How about clawing back these give-aways in the form of more affordable housing?
Marcos,
An aside that shocked and angered me at the time and that seems cool to add for what is now humor to me …
Under ‘Great Moments in SF RE Class Warfare’ …
Supervisor Mark Leno invents concept of …
‘Offsite Inclusionary Housing’
Which allowed the developers to build and house lower-income tenants anywhere in the City other than the original development site.
The Reverend Arnold Townsend waxed poetic that the offsite units could be built in the parking lots of Bayview churches whose congregations had evaporated under the pressures of gentrification.
The good Reverend Townsend (you might recall that he is still quite active and actually skillfully guided our latest every Ten Years, Redistricting Plan) …
Reverend Townsend responded to a demand by Supervisor Jake McGoldrick that the Offsite units be of same quality construction as the Onsite Market Rate units …
He told Jake that poor Black people didn’t need anything that fancy and were used to living close together.
You can’t make this stuff up.
I know cause I’ve tried and Reality is more Bold.
Go Niners !!
h.
The political dimension here appears to be supes in pursuit of rigging up a light that shines on them as being part of the solution.
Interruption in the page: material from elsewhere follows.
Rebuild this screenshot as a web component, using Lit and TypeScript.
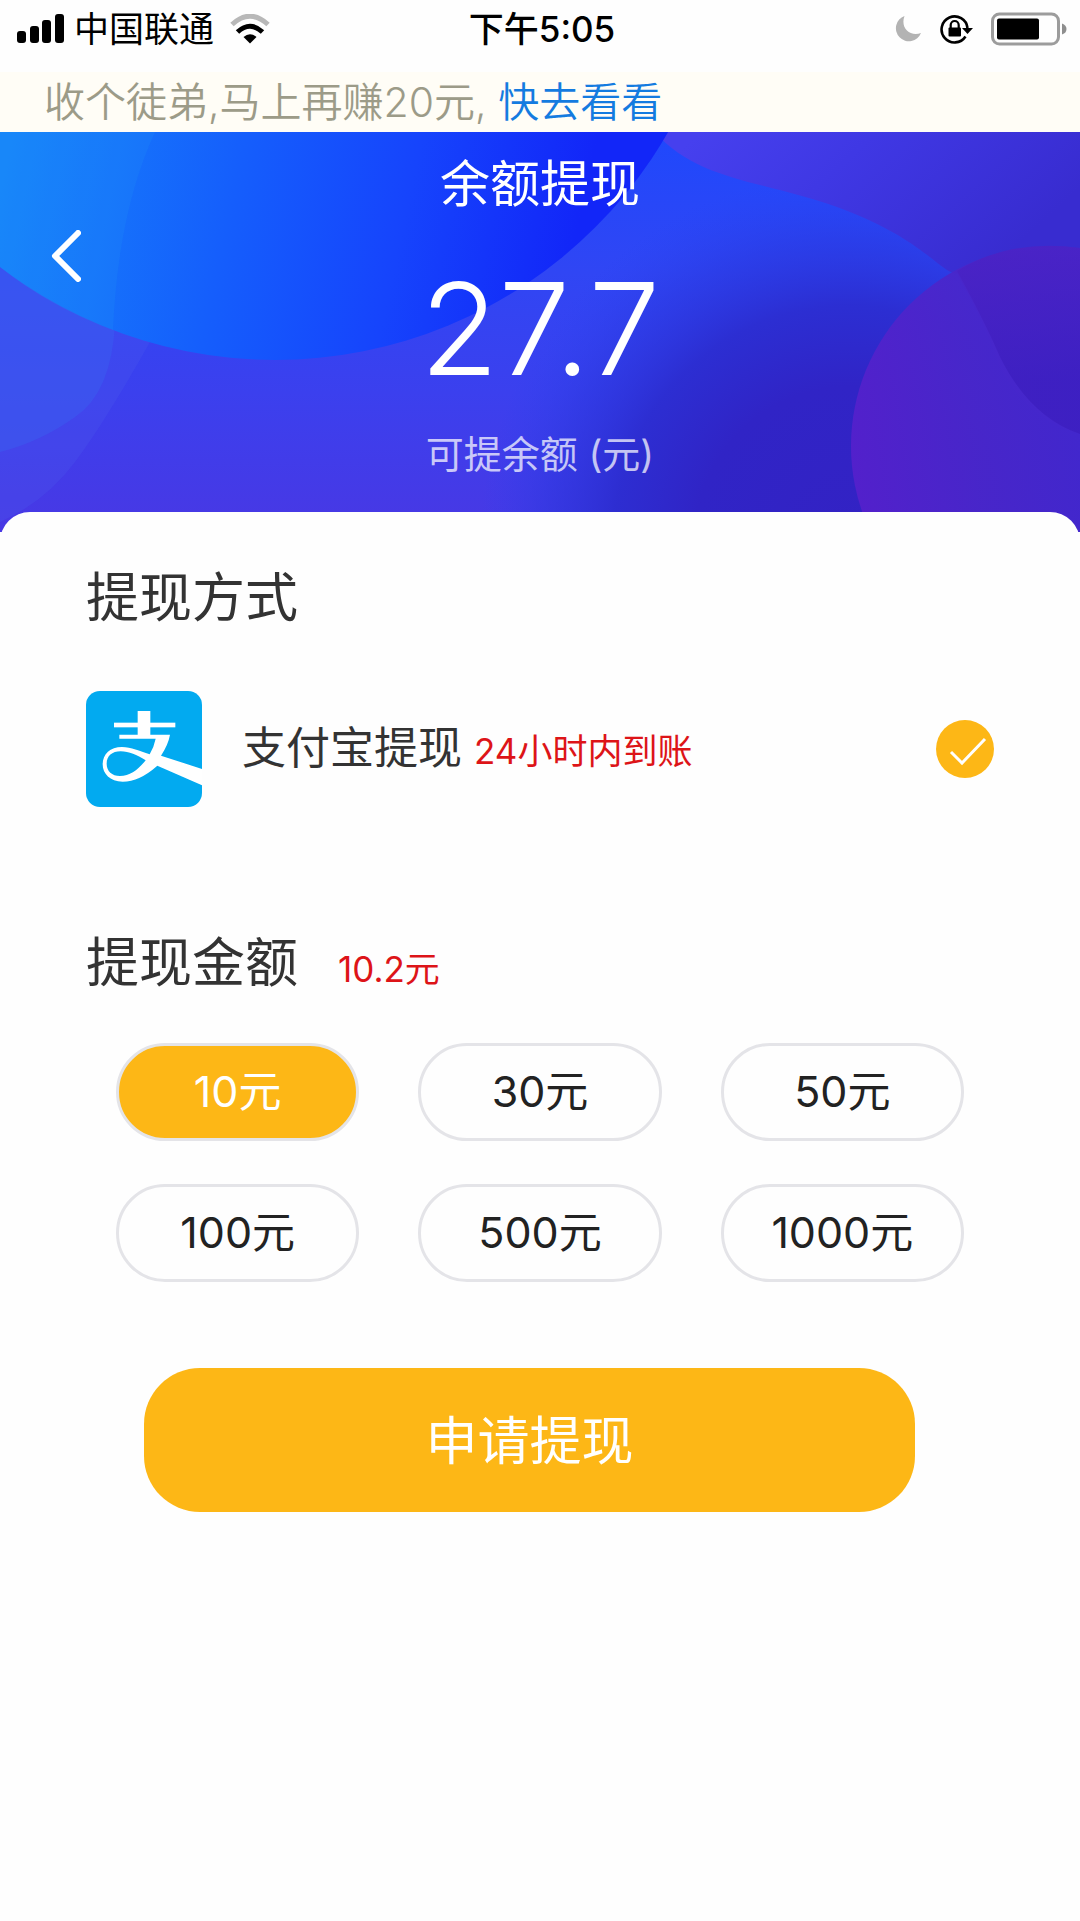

Look what .we. did to solve housing.
“none of these proffered solutions would help mom ‘n’ pop overwhelmed by the requirements to put a new set of windows on their family home. ”
True but of course mom ‘n’ pop can just replace the windows without bothering with a permit. Same if replacing a bathroom or kitchen. But a builder of a new home cannot get away with doing that.
not so. the one thing that DBI is good at is collecting fees and fining people who don’t get permits. The entire department is focused on one thing, and one thing only: collecting fees.
It is those DBI fees that drive folks to not get permits. DBI charged me 2 grand for the permits for my kitchen remodel. Plus an uplift in Prop 13 cost basis as well.
If the work is all indoors then odds are good that DBI will never know about it. And all those in-laws carved out of garages in the Sunset were done without permits, and DBI turns a blind eye.